··· Data segment ···

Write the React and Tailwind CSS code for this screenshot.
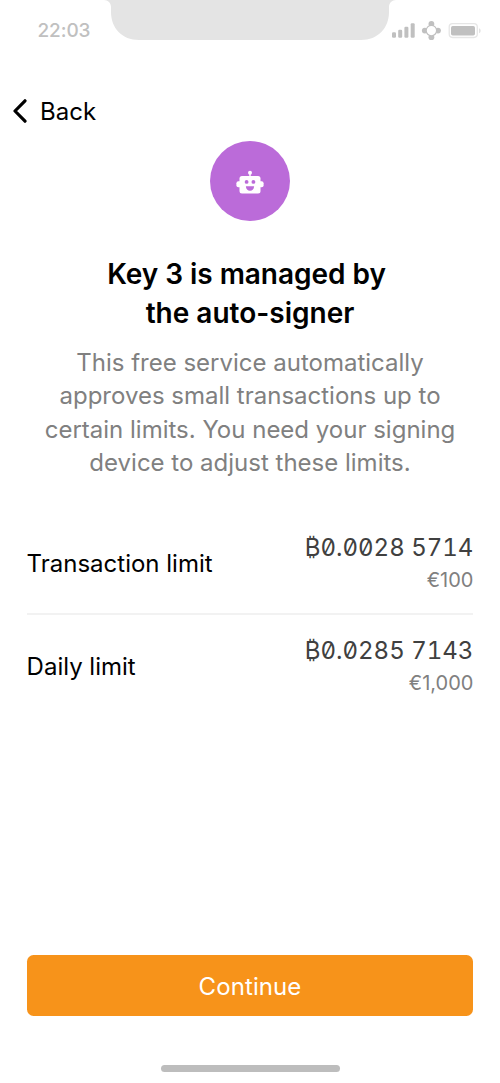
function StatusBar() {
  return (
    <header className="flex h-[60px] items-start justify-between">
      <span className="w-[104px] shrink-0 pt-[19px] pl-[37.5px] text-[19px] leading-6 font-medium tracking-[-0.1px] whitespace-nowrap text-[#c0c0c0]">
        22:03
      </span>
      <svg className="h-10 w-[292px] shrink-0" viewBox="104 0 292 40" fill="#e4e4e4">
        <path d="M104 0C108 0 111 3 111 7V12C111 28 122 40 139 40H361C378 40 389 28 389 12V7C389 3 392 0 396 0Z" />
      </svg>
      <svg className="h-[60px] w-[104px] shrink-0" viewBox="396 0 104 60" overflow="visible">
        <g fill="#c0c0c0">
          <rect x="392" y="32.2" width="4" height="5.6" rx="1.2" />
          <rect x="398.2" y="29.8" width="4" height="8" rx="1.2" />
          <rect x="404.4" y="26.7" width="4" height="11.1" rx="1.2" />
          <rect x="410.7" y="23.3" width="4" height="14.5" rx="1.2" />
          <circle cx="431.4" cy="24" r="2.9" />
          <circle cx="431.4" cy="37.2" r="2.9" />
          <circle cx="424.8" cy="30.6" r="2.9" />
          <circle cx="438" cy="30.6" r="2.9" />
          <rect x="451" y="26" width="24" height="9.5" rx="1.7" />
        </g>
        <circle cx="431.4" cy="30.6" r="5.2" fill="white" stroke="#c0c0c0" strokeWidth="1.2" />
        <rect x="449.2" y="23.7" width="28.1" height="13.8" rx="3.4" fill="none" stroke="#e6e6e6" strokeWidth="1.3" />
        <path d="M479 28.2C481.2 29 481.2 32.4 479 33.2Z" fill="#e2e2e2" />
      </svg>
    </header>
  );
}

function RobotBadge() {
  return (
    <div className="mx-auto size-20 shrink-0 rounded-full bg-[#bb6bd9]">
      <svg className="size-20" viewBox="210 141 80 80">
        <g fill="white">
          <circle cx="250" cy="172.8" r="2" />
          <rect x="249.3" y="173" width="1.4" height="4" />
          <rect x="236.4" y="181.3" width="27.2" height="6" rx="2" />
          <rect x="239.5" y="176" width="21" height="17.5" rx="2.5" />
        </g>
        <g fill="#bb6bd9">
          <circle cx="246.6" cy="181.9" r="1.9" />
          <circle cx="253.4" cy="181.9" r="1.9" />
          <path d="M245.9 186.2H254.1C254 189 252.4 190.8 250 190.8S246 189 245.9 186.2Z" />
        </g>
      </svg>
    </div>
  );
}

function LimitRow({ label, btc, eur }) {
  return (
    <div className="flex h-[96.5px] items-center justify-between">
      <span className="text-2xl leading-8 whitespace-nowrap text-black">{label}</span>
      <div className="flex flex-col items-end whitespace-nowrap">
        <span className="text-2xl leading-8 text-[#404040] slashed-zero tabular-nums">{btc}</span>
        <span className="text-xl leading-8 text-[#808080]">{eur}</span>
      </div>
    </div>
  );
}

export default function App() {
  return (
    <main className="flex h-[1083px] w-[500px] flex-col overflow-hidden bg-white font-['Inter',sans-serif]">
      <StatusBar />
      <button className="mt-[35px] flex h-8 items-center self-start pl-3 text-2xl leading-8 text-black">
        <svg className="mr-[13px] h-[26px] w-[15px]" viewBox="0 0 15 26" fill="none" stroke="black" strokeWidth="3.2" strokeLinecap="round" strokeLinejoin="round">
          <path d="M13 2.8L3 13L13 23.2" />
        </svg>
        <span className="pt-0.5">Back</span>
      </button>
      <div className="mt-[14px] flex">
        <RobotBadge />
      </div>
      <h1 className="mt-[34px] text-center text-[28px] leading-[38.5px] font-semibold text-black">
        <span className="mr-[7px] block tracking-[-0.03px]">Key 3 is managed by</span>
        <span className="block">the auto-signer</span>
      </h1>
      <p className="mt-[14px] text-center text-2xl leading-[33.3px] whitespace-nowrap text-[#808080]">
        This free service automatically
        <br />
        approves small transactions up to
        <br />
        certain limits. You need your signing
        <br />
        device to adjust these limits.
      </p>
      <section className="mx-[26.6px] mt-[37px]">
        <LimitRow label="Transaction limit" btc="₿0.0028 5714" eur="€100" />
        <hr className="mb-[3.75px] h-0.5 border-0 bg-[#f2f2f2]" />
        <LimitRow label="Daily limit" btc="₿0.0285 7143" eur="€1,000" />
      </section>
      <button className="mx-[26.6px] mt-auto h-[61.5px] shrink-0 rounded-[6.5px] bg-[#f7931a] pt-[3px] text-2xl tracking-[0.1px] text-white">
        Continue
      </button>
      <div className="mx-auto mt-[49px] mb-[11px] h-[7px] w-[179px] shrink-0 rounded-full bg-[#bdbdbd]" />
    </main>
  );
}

···

Exercise objective => Reproduce the data above in full, exactly as it is, with the pictures left out.

Problem solution =>
Write the React and Tailwind CSS code for this screenshot.
function StatusBar() {
  return (
    <header className="flex h-[60px] items-start justify-between">
      <span className="w-[104px] shrink-0 pt-[19px] pl-[37.5px] text-[19px] leading-6 font-medium tracking-[-0.1px] whitespace-nowrap text-[#c0c0c0]">
        22:03
      </span>
      <svg className="h-10 w-[292px] shrink-0" viewBox="104 0 292 40" fill="#e4e4e4">
        <path d="M104 0C108 0 111 3 111 7V12C111 28 122 40 139 40H361C378 40 389 28 389 12V7C389 3 392 0 396 0Z" />
      </svg>
      <svg className="h-[60px] w-[104px] shrink-0" viewBox="396 0 104 60" overflow="visible">
        <g fill="#c0c0c0">
          <rect x="392" y="32.2" width="4" height="5.6" rx="1.2" />
          <rect x="398.2" y="29.8" width="4" height="8" rx="1.2" />
          <rect x="404.4" y="26.7" width="4" height="11.1" rx="1.2" />
          <rect x="410.7" y="23.3" width="4" height="14.5" rx="1.2" />
          <circle cx="431.4" cy="24" r="2.9" />
          <circle cx="431.4" cy="37.2" r="2.9" />
          <circle cx="424.8" cy="30.6" r="2.9" />
          <circle cx="438" cy="30.6" r="2.9" />
          <rect x="451" y="26" width="24" height="9.5" rx="1.7" />
        </g>
        <circle cx="431.4" cy="30.6" r="5.2" fill="white" stroke="#c0c0c0" strokeWidth="1.2" />
        <rect x="449.2" y="23.7" width="28.1" height="13.8" rx="3.4" fill="none" stroke="#e6e6e6" strokeWidth="1.3" />
        <path d="M479 28.2C481.2 29 481.2 32.4 479 33.2Z" fill="#e2e2e2" />
      </svg>
    </header>
  );
}

function RobotBadge() {
  return (
    <div className="mx-auto size-20 shrink-0 rounded-full bg-[#bb6bd9]">
      <svg className="size-20" viewBox="210 141 80 80">
        <g fill="white">
          <circle cx="250" cy="172.8" r="2" />
          <rect x="249.3" y="173" width="1.4" height="4" />
          <rect x="236.4" y="181.3" width="27.2" height="6" rx="2" />
          <rect x="239.5" y="176" width="21" height="17.5" rx="2.5" />
        </g>
        <g fill="#bb6bd9">
          <circle cx="246.6" cy="181.9" r="1.9" />
          <circle cx="253.4" cy="181.9" r="1.9" />
          <path d="M245.9 186.2H254.1C254 189 252.4 190.8 250 190.8S246 189 245.9 186.2Z" />
        </g>
      </svg>
    </div>
  );
}

function LimitRow({ label, btc, eur }) {
  return (
    <div className="flex h-[96.5px] items-center justify-between">
      <span className="text-2xl leading-8 whitespace-nowrap text-black">{label}</span>
      <div className="flex flex-col items-end whitespace-nowrap">
        <span className="text-2xl leading-8 text-[#404040] slashed-zero tabular-nums">{btc}</span>
        <span className="text-xl leading-8 text-[#808080]">{eur}</span>
      </div>
    </div>
  );
}

export default function App() {
  return (
    <main className="flex h-[1083px] w-[500px] flex-col overflow-hidden bg-white font-['Inter',sans-serif]">
      <StatusBar />
      <button className="mt-[35px] flex h-8 items-center self-start pl-3 text-2xl leading-8 text-black">
        <svg className="mr-[13px] h-[26px] w-[15px]" viewBox="0 0 15 26" fill="none" stroke="black" strokeWidth="3.2" strokeLinecap="round" strokeLinejoin="round">
          <path d="M13 2.8L3 13L13 23.2" />
        </svg>
        <span className="pt-0.5">Back</span>
      </button>
      <div className="mt-[14px] flex">
        <RobotBadge />
      </div>
      <h1 className="mt-[34px] text-center text-[28px] leading-[38.5px] font-semibold text-black">
        <span className="mr-[7px] block tracking-[-0.03px]">Key 3 is managed by</span>
        <span className="block">the auto-signer</span>
      </h1>
      <p className="mt-[14px] text-center text-2xl leading-[33.3px] whitespace-nowrap text-[#808080]">
        This free service automatically
        <br />
        approves small transactions up to
        <br />
        certain limits. You need your signing
        <br />
        device to adjust these limits.
      </p>
      <section className="mx-[26.6px] mt-[37px]">
        <LimitRow label="Transaction limit" btc="₿0.0028 5714" eur="€100" />
        <hr className="mb-[3.75px] h-0.5 border-0 bg-[#f2f2f2]" />
        <LimitRow label="Daily limit" btc="₿0.0285 7143" eur="€1,000" />
      </section>
      <button className="mx-[26.6px] mt-auto h-[61.5px] shrink-0 rounded-[6.5px] bg-[#f7931a] pt-[3px] text-2xl tracking-[0.1px] text-white">
        Continue
      </button>
      <div className="mx-auto mt-[49px] mb-[11px] h-[7px] w-[179px] shrink-0 rounded-full bg-[#bdbdbd]" />
    </main>
  );
}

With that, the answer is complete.